Will Osborne cut and simplify corporation tax?
Tonight, the new chancellor has his first outing in front of what you might call middle business, as opposed to Middle England, when he addresses the CBI's annual dinner.
George Osborne's theme, for a change, won't be cuts, but growth - or how to engender the kind of renaissance in Britain's private sector that would generate the tax revenues and jobs that can help us out of our malaise.
So what's his cunning plan?
Well, when he thought and hoped the Tories would be governing alone, his flagship policy on all of this was to simplify the tax system for companies and reduce the headline rates of corporation tax - from 28p in the pound to 25p for larger businesses and from 21p to 20p for small companies.
The costs of reducing these taxes was to be financed, according to the Tories' manifesto, by "reducing complex reliefs and allowances".
And the Tories told me that they would do all this in the emergency budget they've consistently said would take place within 50 days of a general election.
Readers of this column will know that I've highlighted on a number of occasions that in respect of this particular tax policy, there has been a significant and unusual ideological divide between the Tories and Labour: Osborne wanted to streamline the tax system for companies, in contrast to the Treasury of Gordon Brown and Alistair Darling, whose philosophy was to target tax reliefs and fiscal aid at sectors thought to be particularly deserving.
So I was slightly surprised that there was no mention of any of these tax reforms in the agreement between the Conservatives and the Lib Dems that underpins their governing alliance.
Did that mean Osborne had ditched these ambitions to simplify that are redolent of his Conservative predecessor at the Treasury, Nigel Lawson?
I'm told not, by those close to Osborne.
On the other hand, his new Lib Dem colleagues have been pointing out that Gordon Brown's jibe - that the policy amounts to a tax cut for banks and a tax increase for manufacturers - is not a total canard.
The fiscal reality is that manufacturers tend to be big beneficiaries of allowances for capital spending of the sort that Osborne would reduce - and banks have less opportunity to reduce their tax payments by exploiting such reliefs.
Also most biggish businesses, in my experience, rather like the existing tax credits for research and development, and are unenthusiastic about the Tory manifesto promise to redirect them at "hi-tech companies, small businesses and new start-ups".
It's true therefore that a policy of reducing the various business tax allowances would have the effect of pushing up the tax burden on the kind of companies that make and export things deemed vital to the UK's economic future, even if the headline rate of tax were reduced - whereas the tax burden on banks would tend to be reduced in these circumstances.
That's why the Lib Dems themselves never went further than flirting with the idea of simplifying the corporate tax system two or three years ago: they couldn't see how to implement such a policy without penalising too many businesses necessary for the UK's ability to pay its way in the world.

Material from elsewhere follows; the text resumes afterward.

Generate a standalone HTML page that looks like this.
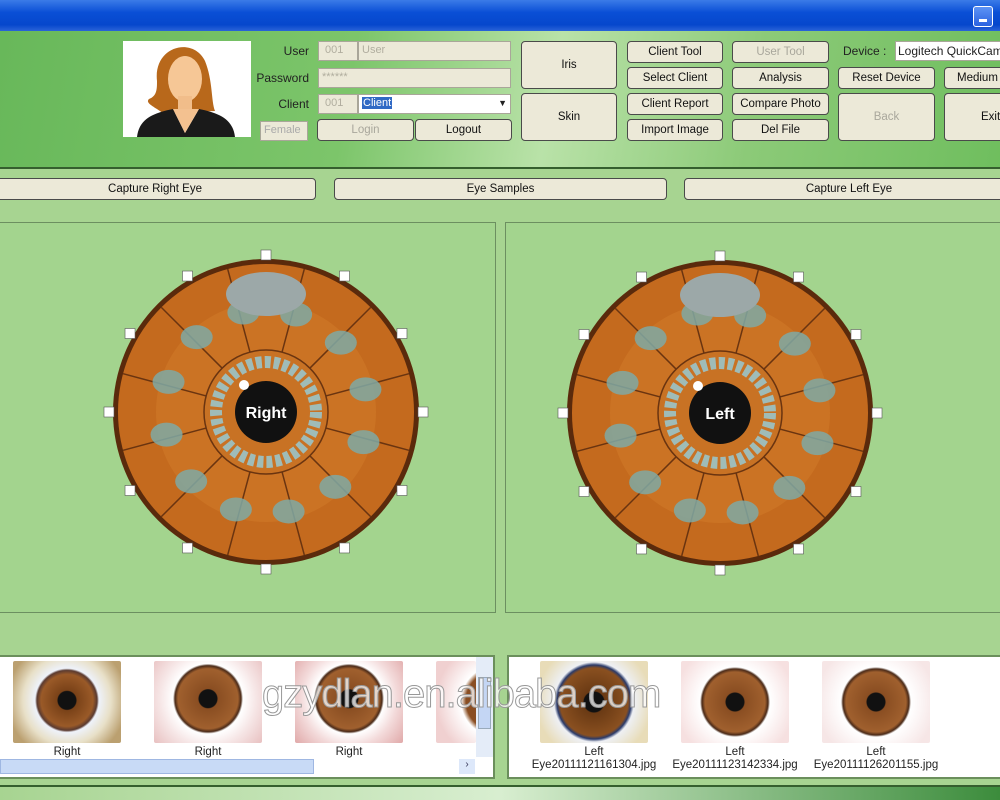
<!DOCTYPE html>
<html><head><meta charset="utf-8"><style>
*{margin:0;padding:0;box-sizing:border-box}
body{width:1000px;height:800px;overflow:hidden;background:#a7d491;font-family:"Liberation Sans",Tahoma,sans-serif;font-size:12px;color:#222;position:relative}
.abs{position:absolute}
.title{left:0;top:0;width:1000px;height:31px;background:linear-gradient(#3b7be8,#0a4fd6 40%,#0647cc 80%,#2a63d8)}
.minb{left:973px;top:6px;width:20px;height:21px;border:1px solid #fff;border-radius:3px;background:linear-gradient(#5d93f5,#2b62e0)}
.minb:after{content:"";position:absolute;left:5px;top:12px;width:8px;height:3px;background:#fff}
.head{left:0;top:31px;width:1000px;height:138px;background:linear-gradient(100deg,#68b85a 0%,#7cc56a 35%,#b9e2a8 55%,#8cca78 75%,#6fbe5e 100%);border-bottom:2px solid #355f2e}
.btn{position:absolute;background:#ece9d8;border:1px solid #4a4a4a;border-radius:4px;text-align:center;font-size:11.5px;color:#111;display:flex;align-items:center;justify-content:center;white-space:nowrap}
.dis{color:#a9a79c}
.fld{position:absolute;background:#ece9d8;border:1px solid #a9a699;height:20px;font-size:11px;color:#b1ae9f;padding:2px 3px;white-space:nowrap;overflow:hidden}
.lbl{position:absolute;font-size:12px;color:#222;text-align:right;width:60px}
.panel{position:absolute;top:222px;height:391px;background:#a3d48e;border:1px solid #6c8f60}
.strip{position:absolute;top:655px;height:124px;background:#fff;border:2px solid #6b8f5c}
.thumb{position:absolute;top:4px;width:108px;height:82px;border-radius:2px}
.cap{position:absolute;font-size:11.5px;text-align:center;width:140px;line-height:13px}
</style></head><body>
<div class="abs title"></div><div class="abs minb"></div>
<div class="abs head"></div>
<div class="abs" style="left:123px;top:41px;width:128px;height:96px;background:#fff;overflow:hidden">
<svg width="128" height="96"><path d="M34 40 C30 5 70 -5 82 20 C90 40 88 60 92 70 L40 72 C30 65 22 62 26 58 C34 55 34 48 34 40Z" fill="#b8681b"/><ellipse cx="62" cy="38" rx="17" ry="23" fill="#f6c796"/><rect x="55" y="55" width="14" height="18" fill="#f1bd8a"/><path d="M14 96 C16 78 30 72 50 68 L62 92 L76 68 C96 72 110 78 112 96Z" fill="#1a1a1a"/><path d="M50 68 L62 92 L76 68Z" fill="#f3c190"/></svg></div>
<div class="lbl" style="left:249px;top:44px">User</div>
<div class="lbl" style="left:249px;top:71px">Password</div>
<div class="lbl" style="left:249px;top:97px">Client</div>
<div class="fld" style="left:318px;top:41px;width:40px">&nbsp;001</div>
<div class="fld" style="left:358px;top:41px;width:153px">User</div>
<div class="fld" style="left:318px;top:68px;width:193px">******</div>
<div class="fld" style="left:318px;top:94px;width:40px">&nbsp;001</div>
<div class="fld" style="left:358px;top:94px;width:153px;background:#fff;color:#fff"><span style="background:#316ac5;padding:0 1px">Client</span><span style="position:absolute;right:3px;top:3px;color:#222;font-size:9px">▼</span></div>
<div class="fld" style="left:260px;top:121px;width:48px;color:#aaa">Female</div>
<div class="btn dis" style="left:317px;top:119px;width:97px;height:22px">Login</div>
<div class="btn" style="left:415px;top:119px;width:97px;height:22px">Logout</div>
<div class="btn" style="left:521px;top:41px;width:96px;height:48px">Iris</div>
<div class="btn" style="left:521px;top:93px;width:96px;height:48px">Skin</div>
<div class="btn" style="left:627px;top:41px;width:96px;height:22px">Client Tool</div>
<div class="btn" style="left:627px;top:67px;width:96px;height:22px">Select Client</div>
<div class="btn" style="left:627px;top:93px;width:96px;height:22px">Client Report</div>
<div class="btn" style="left:627px;top:119px;width:96px;height:22px">Import Image</div>
<div class="btn dis" style="left:732px;top:41px;width:97px;height:22px">User Tool</div>
<div class="btn" style="left:732px;top:67px;width:97px;height:22px">Analysis</div>
<div class="btn" style="left:732px;top:93px;width:97px;height:22px">Compare Photo</div>
<div class="btn" style="left:732px;top:119px;width:97px;height:22px">Del File</div>
<div class="abs" style="left:843px;top:44px;font-size:12px">Device :</div>
<div class="fld" style="left:895px;top:41px;width:110px;background:#fff;color:#222;font-size:12px;padding:2px 2px">Logitech QuickCam</div>
<div class="btn" style="left:838px;top:67px;width:97px;height:22px">Reset Device</div>
<div class="btn" style="left:944px;top:67px;width:70px;height:22px;justify-content:flex-start;padding-left:12px">Medium</div>
<div class="btn dis" style="left:838px;top:93px;width:97px;height:48px">Back</div>
<div class="btn" style="left:944px;top:93px;width:70px;height:48px;justify-content:flex-start;padding-left:36px">Exit</div>
<div class="btn" style="left:-6px;top:178px;width:322px;height:22px">Capture Right Eye</div>
<div class="btn" style="left:334px;top:178px;width:333px;height:22px">Eye Samples</div>
<div class="btn" style="left:684px;top:178px;width:330px;height:22px">Capture Left Eye</div>
<div class="panel" style="left:-2px;width:498px"></div>
<div class="panel" style="left:505px;width:500px"></div>
<svg class="abs" id="irissvg" style="left:0;top:0" width="1000" height="800"></svg>
<div class="strip" style="left:-2px;width:497px">
 <div class="thumb" style="left:13px;background:radial-gradient(circle at 50% 48%,#111 0 9px,#7a4218 10px,#9a5a28 26px,#5a3a30 30px,#eef2fa 32px,#e8e0c8 44px,#bba070 60px)"></div>
 <div class="thumb" style="left:154px;background:radial-gradient(circle at 50% 46%,#111 0 9px,#8a4e22 10px,#a0602e 30px,#4a2a18 33px,#fff 35px,#f6e6e6 48px,#e8c0c0 70px)"></div>
 <div class="thumb" style="left:295px;background:radial-gradient(circle at 50% 46%,#111 0 9px,#8a4e22 10px,#a0602e 30px,#4a2a18 33px,#fff 35px,#f3dada 48px,#e0a8a8 70px)"></div>
 <div class="thumb" style="left:436px;width:40px;background:radial-gradient(circle at 60px 40px,#8a4e22 30px,#fff 35px,#f0d0d0 60px)"></div>
 <div class="cap" style="left:-3px;top:89px">Right</div><div class="cap" style="left:138px;top:89px">Right</div><div class="cap" style="left:279px;top:89px">Right</div>
 <div class="abs" style="left:476px;top:0;width:17px;height:100px;background:#e4ecf8"><div style="margin:20px 2px;height:52px;background:#c4d6f4;border:1px solid #9ab"></div></div>
 <div class="abs" style="left:0;top:102px;width:314px;height:15px;background:#c8daf6;border:1px solid #9fb7e2"></div>
 <div class="abs" style="left:459px;top:102px;width:16px;height:15px;background:#dde8fa;font-size:10px;color:#335;text-align:center">›</div>
</div>
<div class="strip" style="left:507px;width:500px">
 <div class="thumb" style="left:31px;background:radial-gradient(circle at 50% 50%,#111 0 10px,#6a3a14 11px,#8a5020 34px,#2a3a6a 37px,#eef0f4 40px,#e8dcb8 58px)"></div>
 <div class="thumb" style="left:172px;background:radial-gradient(circle at 50% 50%,#111 0 9px,#8a4e22 10px,#a0602e 30px,#4a2a18 33px,#fff 35px,#f6e0e0 60px)"></div>
 <div class="thumb" style="left:313px;background:radial-gradient(circle at 50% 50%,#111 0 9px,#8a4e22 10px,#a0602e 30px,#4a2a18 33px,#fff 35px,#f6e6e6 60px)"></div>
 <div class="cap" style="left:15px;top:89px">Left<br>Eye20111121161304.jpg</div>
 <div class="cap" style="left:156px;top:89px">Left<br>Eye20111123142334.jpg</div>
 <div class="cap" style="left:297px;top:89px">Left<br>Eye20111126201155.jpg</div>
</div>
<div class="abs" style="left:262px;top:672px;font-size:40px;color:rgba(255,255,255,0.75);-webkit-text-stroke:1px #999;letter-spacing:-1px">gzydlan.en.alibaba.com</div>
<div class="abs" style="left:0;top:785px;width:1000px;height:15px;background:linear-gradient(90deg,#a7d491,#d8eed0 50%,#3c8c3c);border-top:2px solid #355f2e"></div>
<script>
var s=document.getElementById('irissvg'),h='';
function iris(cx,cy,label){
 h+='<circle cx="'+cx+'" cy="'+cy+'" r="153" fill="#5a2a0c"/>';
 h+='<circle cx="'+cx+'" cy="'+cy+'" r="148" fill="#c46a1e"/>';
 h+='<circle cx="'+cx+'" cy="'+cy+'" r="110" fill="#d07a28" opacity=".6"/>';
 for(var i=0;i<12;i++){var a=(i*30+15)*Math.PI/180;
  h+='<line x1="'+(cx+62*Math.cos(a))+'" y1="'+(cy+62*Math.sin(a))+'" x2="'+(cx+148*Math.cos(a))+'" y2="'+(cy+148*Math.sin(a))+'" stroke="#6a3410" stroke-width="1.5"/>';
  var b=i*30*Math.PI/180,r=102;
  h+='<ellipse cx="'+(cx+r*Math.cos(b+0.3))+'" cy="'+(cy+r*Math.sin(b+0.3))+'" rx="16" ry="12" fill="#7fa9a4" opacity=".85"/>';
  var t=(i*30-90)*Math.PI/180;
  h+='<rect x="'+(cx+157*Math.cos(t)-5)+'" y="'+(cy+157*Math.sin(t)-5)+'" width="10" height="10" fill="#fff" stroke="#555" stroke-width=".6"/>';
 }
 h+='<ellipse cx="'+cx+'" cy="'+(cy-118)+'" rx="40" ry="22" fill="#9ca8a8"/>';
 h+='<circle cx="'+cx+'" cy="'+cy+'" r="62" fill="#c87224" stroke="#6a3410" stroke-width="1.5"/>';
 h+='<circle cx="'+cx+'" cy="'+cy+'" r="50" fill="none" stroke="#9fbcb8" stroke-width="12" stroke-dasharray="6 3"/>';
 h+='<circle cx="'+cx+'" cy="'+cy+'" r="31" fill="#111"/>';
 h+='<circle cx="'+(cx-22)+'" cy="'+(cy-27)+'" r="5" fill="#fff"/>';
 h+='<text x="'+cx+'" y="'+(cy+6)+'" fill="#fff" font-family="Liberation Sans" font-weight="bold" font-size="16" text-anchor="middle">'+label+'</text>';
}
iris(266,412,'Right');iris(720,413,'Left');
s.innerHTML=h;
</script>
</body></html>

What will Mr Osborne actually do, now that the levers are in his hands?
I can't see him abandoning the commitment to cut and simplify corporation tax. To do so would be a humiliating U-Turn on a genuinely flagship policy.
On the other hand, I would be staggered if he didn't do something to ease the transitional pain of those companies that invest a great deal, and therefore benefit most from the tax break on capital spending.
Somehow it doesn't seem plausible that Osborne would stand up tonight in a room full of boozed-up manufacturers and tell them that their subscription price for operating in the UK is about to rise sharply.